Film critic Leonard Maltin, who hosts the Treasures line, considers this set one of the most significant he has done.
"Most of these films are unlike anything the studio, or almost anyone else, had done," Maltin says. "They had a real seriousness of purpose — in some cases, propaganda; in some, morale-building; in some cases, very specific technical directions. And all of this had to be accomplished by a team of animators and story men and artists who were used to animating ducks and mice."
One of the Disney animators who worked on the propaganda films is Joe Grant, now 96 years old and still a member of the team at Walt Disney Feature Animation. Before he was pulled into Disney's war effort, Grant was best known as the designer of the witch and queen characters in 1937's landmark Snow White and the Seven Dwarfs and co-writer of Dumbo.
When the federal Office of War Information, Department of the Treasury and other agencies came calling in the wake of the December 1941 attack on Pearl Harbor, Walt Disney was quick to offer his help.
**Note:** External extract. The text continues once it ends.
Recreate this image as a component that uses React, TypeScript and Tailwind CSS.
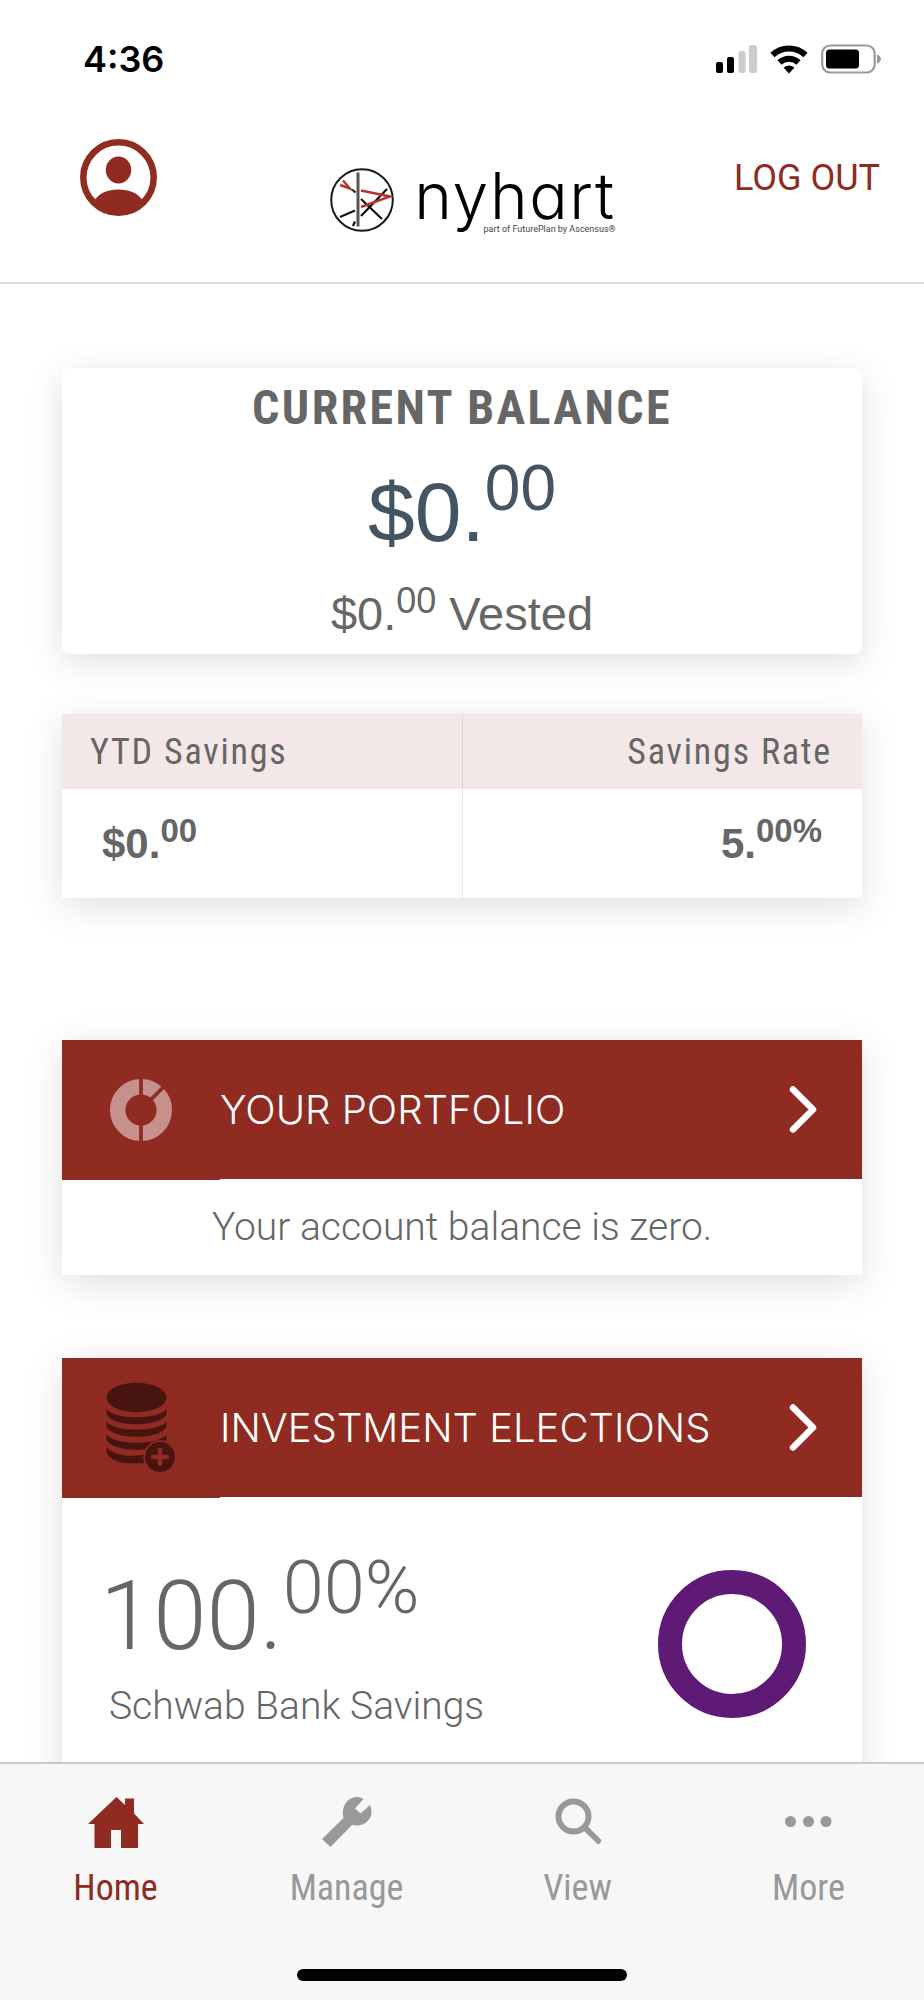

And for the next two years, his studio churned out hundreds of hours of material.
Grant and his frequent collaborator, the late ________ Huemer, contributed stories, gags and designs for many of the Disney war shorts, including Der Fuehrer's Face, Reason and Emotion and what many consider the most serious short the Disney studio ever created, Education for Death, which shows a boy growing up in Nazi Germany humiliated for having feelings of warmth and compassion and ultimately marching, and dying, with his fellow brainwashed soldiers.
Der Fuehrer's Face was inspired by the Charlie Chaplin film The Great Dictator, Grant says. "It was just plain, blatant criticism," he says, borrowing from both the Chaplin film's assembly line sequence as well as previous British attempts to ridicule the rigid marching of Hitler's troops.
Any idea what Hitler thought of the Disney spoofs?
"I came across a reference once that Hermann Goering had given Hitler some Disney animated shorts, because Hitler was a fan," producer Bossert says. "Hitler had expressed his belief that Germans could do as good animation as Disney was doing, and they produced some propaganda cartoons themselves."